Michelle – I googled it and hawks, eagles and owls all eat squirrels, so perhaps a couple more owl boxes?? Seems they would also control snakes, groundhogs, rats, etc. Since you don’t have CHICKENS (!!) it would seem to be ideal…?
Same way grouse are still around. They are prolific! And good mamas. No but actually, chickens are jungle fowl and would live under thick tree/bush canopies, and be smaller, faster, and more camoflauged, adapted to their environment…they would not be confined or living in such big delicious numbers, and they would sleep up high in trees during the night. It’s just our fault like everything else, that’s all.
PS I have since watched this movie and have NO IDEA why so many chickens were killed without being hauled away and eaten…I’ve never seen this or heard of it except for with dogs losing their minds. We have chickens vanish or we find them when the killer has been thwarted or interrupted… but you can always figure out a reason… so strange!

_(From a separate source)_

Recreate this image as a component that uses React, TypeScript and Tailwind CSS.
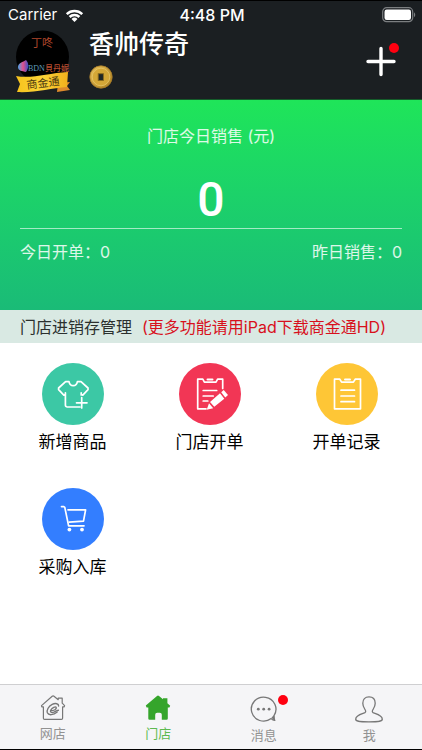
import type { ReactNode } from 'react';

function WifiIcon() {
  return (
    <svg className="w-[19px] h-[13px]" viewBox="0 0 18 13" aria-hidden="true">
      <path d="M0.4 4.2a12.4 12.4 0 0 1 17.2 0l-1.7 1.8a9.9 9.9 0 0 0-13.8 0z" fill="#fff" />
      <path d="M3.2 7.1a8.3 8.3 0 0 1 11.6 0l-1.8 1.8a5.8 5.8 0 0 0-8 0z" fill="#fff" />
      <path d="M6 10a4.3 4.3 0 0 1 6 0l-3 3z" fill="#fff" />
    </svg>
  );
}

function BatteryIcon() {
  return (
    <svg className="w-[34px] h-[16px]" viewBox="0 0 34 16" aria-hidden="true">
      <rect x="0.7" y="0.7" width="30" height="14" rx="4" fill="none" stroke="#7b7e80" strokeWidth="1.2" />
      <rect x="2.5" y="2.5" width="26.5" height="10.4" rx="2.2" fill="#fff" />
      <path d="M32 5.4c1.6.6 1.6 4 0 4.6z" fill="#7b7e80" />
    </svg>
  );
}

function Avatar() {
  return (
    <svg className="w-[58px] h-[66px] shrink-0" viewBox="0 0 58 66" role="img" aria-label="丁咚">
      <defs>
        <linearGradient id="ribbon" x1="0" x2="1">
          <stop offset="0" stopColor="#f6c31c" />
          <stop offset="0.5" stopColor="#fbd338" />
          <stop offset="1" stopColor="#f2b01c" />
        </linearGradient>
        <linearGradient id="brand" x1="0" x2="1">
          <stop offset="0" stopColor="#4ea4e8" />
          <stop offset="0.5" stopColor="#e0508c" />
          <stop offset="1" stopColor="#3a4fc4" />
        </linearGradient>
      </defs>
      <circle cx="28.5" cy="28" r="26.5" fill="#000" />
      <text x="28" y="18" textAnchor="middle" fontSize="11" fill="#b0472c">丁咚</text>
      <path d="M4 38c0-4 5-5 8-7 3 3 3 8 0 12-4-1-8-1-8-5z" fill="url(#brand)" />
      <text x="14" y="42" fontSize="8" fill="#5d9db8" className="font-['Liberation_Serif']">BDN</text>
      <text x="31" y="42" fontSize="8" fontWeight="500" fill="#b54c30">貝丹妮</text>
      <path d="M44 54l12-1-3 4 3 4-13 2z" fill="#dd8a2c" />
      <path d="M2 47c16 3 32-3 52-4l-1 15c-16 1-32 6-50 5l3-8z" fill="url(#ribbon)" />
      <text x="29" y="58" textAnchor="middle" fontSize="11" fill="#4c3a10" transform="rotate(-7 29 54)">商金通</text>
    </svg>
  );
}

function CoinIcon() {
  return (
    <svg className="w-6 h-6" viewBox="0 0 24 24" aria-hidden="true">
      <defs>
        <linearGradient id="coin" x1="0" y1="0" x2="1" y2="1">
          <stop offset="0" stopColor="#e9c25c" />
          <stop offset="1" stopColor="#a97c1b" />
        </linearGradient>
      </defs>
      <circle cx="12" cy="12" r="11.2" fill="url(#coin)" stroke="#a67a28" strokeWidth="0.8" />
      <circle cx="12" cy="12" r="8.8" fill="#d4a737" stroke="#e9c768" strokeWidth="0.8" />
      <rect x="9.2" y="8.7" width="5.2" height="6.8" fill="#1f2626" stroke="#8a6a1c" strokeWidth="0.9" />
    </svg>
  );
}

function ShirtIcon() {
  return (
    <svg className="w-9 h-9" viewBox="0 0 36 36" fill="none" stroke="#fff" strokeWidth="1.7" strokeLinecap="round" strokeLinejoin="round" aria-hidden="true">
      <path d="M25 31H12.2a1.8 1.8 0 0 1-1.8-1.8V16.8M10.4 18.5l-1.6.6-5.2-5.4V12l7-6.4H14c1 5.4 7.4 5.4 8.4 0H26l7 6.4v1.7l-5.2 5.4-1.6-.6v-1.7M26.2 17v2" />
      <path d="M26.7 21.5v10.5M21.5 26.8h10.5" />
    </svg>
  );
}

function ClipboardIcon() {
  return (
    <svg className="w-9 h-9" viewBox="0 0 36 36" fill="none" stroke="#fff" strokeWidth="1.7" strokeLinecap="round" strokeLinejoin="round" aria-hidden="true">
      <path d="M10.8 3.2H5.5v29.6h26V3.2h-5.3l-1.8 2.9H12.6z" />
      <path d="M16 3.4h5" strokeWidth="2" />
      <path d="M12 14.2h13.5M12 20h13.5M12 25.7h13.5" />
    </svg>
  );
}

function EditIcon() {
  return (
    <svg className="w-9 h-9" viewBox="0 0 36 36" fill="none" stroke="#fff" strokeWidth="1.7" strokeLinecap="round" strokeLinejoin="round" aria-hidden="true">
      <path d="M14 32.8H5.7V3.2h5.1l1.6 2.9h11.6l1.6-2.9h5.1V12.5" />
      <path d="M15.5 3.4h5" strokeWidth="2" />
      <path d="M11.2 14.5h13.5M11.2 20h10M11.2 25h4.6" />
      <path d="M14.7 33.7l2.3-6.4 4.2 4.9zM18 26l10-8.7 4.3 5.4-10 8z" fill="#fff" stroke="none" />
      <path d="M29.2 16.2l2.5-2.2 4.3 4.9-2.7 2.5z" fill="#fff" stroke="none" />
    </svg>
  );
}

function CartIcon() {
  return (
    <svg className="w-9 h-9" viewBox="0 0 36 36" fill="none" stroke="#fff" strokeWidth="1.7" strokeLinecap="round" strokeLinejoin="round" aria-hidden="true">
      <path d="M6.5 5.6h2.3l1 .8 3.8 18.4H29" />
      <path d="M13 8.8h17.6L28.5 20.2l-14.4 1" />
      <circle cx="14.4" cy="28.6" r="1.9" fill="#fff" stroke="none" />
      <circle cx="27" cy="28.6" r="1.9" fill="#fff" stroke="none" />
    </svg>
  );
}

function WebShopIcon() {
  return (
    <svg className="w-7 h-7" viewBox="0 0 28 28" fill="none" stroke="#777" strokeWidth="1.2" strokeLinecap="round" strokeLinejoin="round" aria-hidden="true">
      <path d="M2.5 12.6L13.2 3.2q.9-.7 1.8 0l4.2 3.5V5.2h4v5l2.4 2.4-.4 1.2h-1.6v11.4q0 1.2-1.2 1.2H5.6q-1.2 0-1.2-1.2V13.8H2.8z" />
      <path d="M11.6 17.8c3.6 0 6.2-1.6 5.6-3.4-.7-1.4-4 .2-5.4 2.6-1 2 .6 3.2 3 2.2 1.8-.8 2.6-1.8 4.6-2" strokeWidth="1.4" />
      <path d="M19.6 13c.2-2.4-3.2-3.2-6.4-1.6-3.6 1.8-5.8 5.6-4.8 8.4 1.2 2.8 6 2.4 9.8-.8" strokeWidth="1.4" />
    </svg>
  );
}

function StoreIcon() {
  return (
    <svg className="w-7 h-7" viewBox="0 0 28 28" aria-hidden="true">
      <path d="M1.8 12.6L13 3q1-.8 2 0l4 3.2V5.2h4.4v5l2.8 2.6-.8 1.6h-1.6v11q0 1.3-1.3 1.3h-4.7v-5q0-2-2-2h-2.6q-2 0-2 2v5H5.6q-1.3 0-1.3-1.3v-11H2.6z" fill="#35a52b" />
    </svg>
  );
}

function MessageIcon() {
  return (
    <svg className="w-7 h-7" viewBox="0 0 28 28" fill="none" stroke="#777" strokeWidth="1.3" strokeLinecap="round" strokeLinejoin="round" aria-hidden="true">
      <path d="M21.2 23.6A12.3 12 0 1 1 24 20.6q-.4 2.8.8 4.8-2 0-3.6-1.8z" />
      <path d="M22.2 22.6l1.6-1.5.4 3.5z" fill="#777" />
      <g fill="#777" stroke="none">
        <circle cx="8.3" cy="14.2" r="1.4" />
        <circle cx="13.7" cy="14.2" r="1.4" />
        <circle cx="19.1" cy="14.2" r="1.4" />
      </g>
    </svg>
  );
}

function PersonIcon() {
  return (
    <svg className="w-7 h-7" viewBox="0 0 28 28" fill="none" stroke="#777" strokeWidth="1.3" strokeLinejoin="round" aria-hidden="true">
      <path d="M14 1.8c4 0 6.2 2.6 6.2 6.4 0 3.4-1.4 5-2.5 6.8-.9 1.6-.2 2.6 1.6 3.2 3.6 1.2 8 2.4 8 6.1 0 2-3 2.5-13.3 2.5S.7 26.3.7 24.3c0-3.7 4.4-4.9 8-6.1 1.8-.6 2.5-1.6 1.6-3.2-1.1-1.8-2.5-3.4-2.5-6.8 0-3.8 2.2-6.4 6.2-6.4z" />
    </svg>
  );
}

type Action = { label: string; color: string; icon: ReactNode };

const actions: Action[] = [
  { label: '新增商品', color: 'bg-[#3cc8a5]', icon: <ShirtIcon /> },
  { label: '门店开单', color: 'bg-[#f23655]', icon: <EditIcon /> },
  { label: '开单记录', color: 'bg-[#fec636]', icon: <ClipboardIcon /> },
  { label: '采购入库', color: 'bg-[#337eff]', icon: <CartIcon /> },
];

type Tab = { label: string; icon: ReactNode; active?: boolean; badge?: boolean; low?: boolean };

const tabs: Tab[] = [
  { label: '网店', icon: <WebShopIcon /> },
  { label: '门店', icon: <StoreIcon />, active: true },
  { label: '消息', icon: <MessageIcon />, badge: true, low: true },
  { label: '我', icon: <PersonIcon />, low: true },
];

export default function App() {
  return (
    <div className="min-h-screen flex flex-col bg-white text-black font-['Inter','Noto_Sans_CJK_SC',sans-serif]">
      <header className="bg-[#1b1f22] text-white border-t border-black border-b border-b-[#145c2a]">
        {/* Status bar */}
        <div className="grid grid-cols-3 items-center h-7 pl-2 pr-[6px] text-base leading-7">
          <div className="flex items-center gap-2">
            <span className="text-[15px]">Carrier</span>
            <WifiIcon />
          </div>
          <span className="text-center font-medium whitespace-nowrap">4:48 PM</span>
          <div className="flex justify-end">
            <BatteryIcon />
          </div>
        </div>

        {/* Shop title */}
        <div className="flex items-start h-[70px] pl-[14px] pr-6">
          <Avatar />
          <div className="ml-[17px] flex-1">
            <h1 className="text-[25px] leading-[30px] font-medium">香帅传奇</h1>
            <div className="mt-[6px]">
              <CoinIcon />
            </div>
          </div>
          <button type="button" aria-label="添加" className="relative mt-4 w-8 h-8 flex items-center justify-center">
            <svg className="w-8 h-8" viewBox="0 0 32 32" stroke="#fff" strokeWidth="3.4" strokeLinecap="round" aria-hidden="true">
              <path d="M15 3.5v26M2 16.5h26" />
            </svg>
            <span className="absolute -top-[2px] -right-px w-[10px] h-[10px] rounded-full bg-[#ff0010]" />
          </button>
        </div>
      </header>

      {/* Today's sales */}
      <section className="h-[210px] px-5 bg-linear-to-b from-[#1fe559] to-[#1abb77] text-white/85 text-base">
        <h2 className="pt-6 text-center leading-6">门店今日销售 (元)</h2>
        <p className="mt-6 h-14 text-center text-5xl leading-14 font-medium text-white font-['Roboto',sans-serif]">0</p>
        <div className="flex justify-between border-t border-white/60 pt-[11px] leading-6">
          <span>今日开单：0</span>
          <span>昨日销售：0</span>
        </div>
      </section>

      <div className="h-[33px] flex items-center gap-[10px] px-5 bg-[#d9e9e3] text-base whitespace-nowrap text-[#2b302e]">
        <span>门店进销存管理</span>
        <span className="text-[#d8101c]">(更多功能请用iPad下载商金通HD)</span>
      </div>

      {/* Actions */}
      <main className="flex-1">
        <div className="grid grid-cols-3 gap-y-[33px] pt-5 pl-1 pr-[7px]">
          {actions.map((action) => (
            <button key={action.label} type="button" className="flex flex-col items-center gap-1">
              <span className={`w-[62px] h-[62px] rounded-full flex items-center justify-center ${action.color}`}>
                {action.icon}
              </span>
              <span className="text-[17px] leading-[26px]">{action.label}</span>
            </button>
          ))}
        </div>
      </main>

      {/* Bottom tabs */}
      <nav className="h-[66px] grid grid-cols-4 bg-[#f5f5f7] border-t border-[#cfcfd1] border-b border-b-black">
        {tabs.map((tab) => (
          <a
            key={tab.label}
            href="#"
            className={`flex flex-col items-center text-[13px] leading-6 ${tab.low ? 'pt-[10px]' : 'pt-2'} ${tab.active ? 'text-[#5dba50]' : 'text-[#929292]'}`}
          >
            <span className="relative h-7">
              {tab.icon}
              {tab.badge && <span className="absolute top-0 -right-[10px] w-[10px] h-[10px] rounded-full bg-[#ff0010]" />}
            </span>
            <span>{tab.label}</span>
          </a>
        ))}
      </nav>
    </div>
  );
}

That’s what I thought! That’s why I’m not convinced it’s a coyote either… When they set up the video cam, it sure showed a whole variety of chicken killers – raccoons, possums, cougar, coyote – so how could they just assume coyote? And for it to happen repeatedly… something weird going on. Maybe too many chickens for the size of enclosure? Maybe once predator got in, it couldn’t get out = panic? Maybe the chickens attacked the predator? Sure would like to know…
And regarding your other comment, so chickens originally would be better at flying – we have bred them to be breast-heavy and unevenly weighted, no doubt.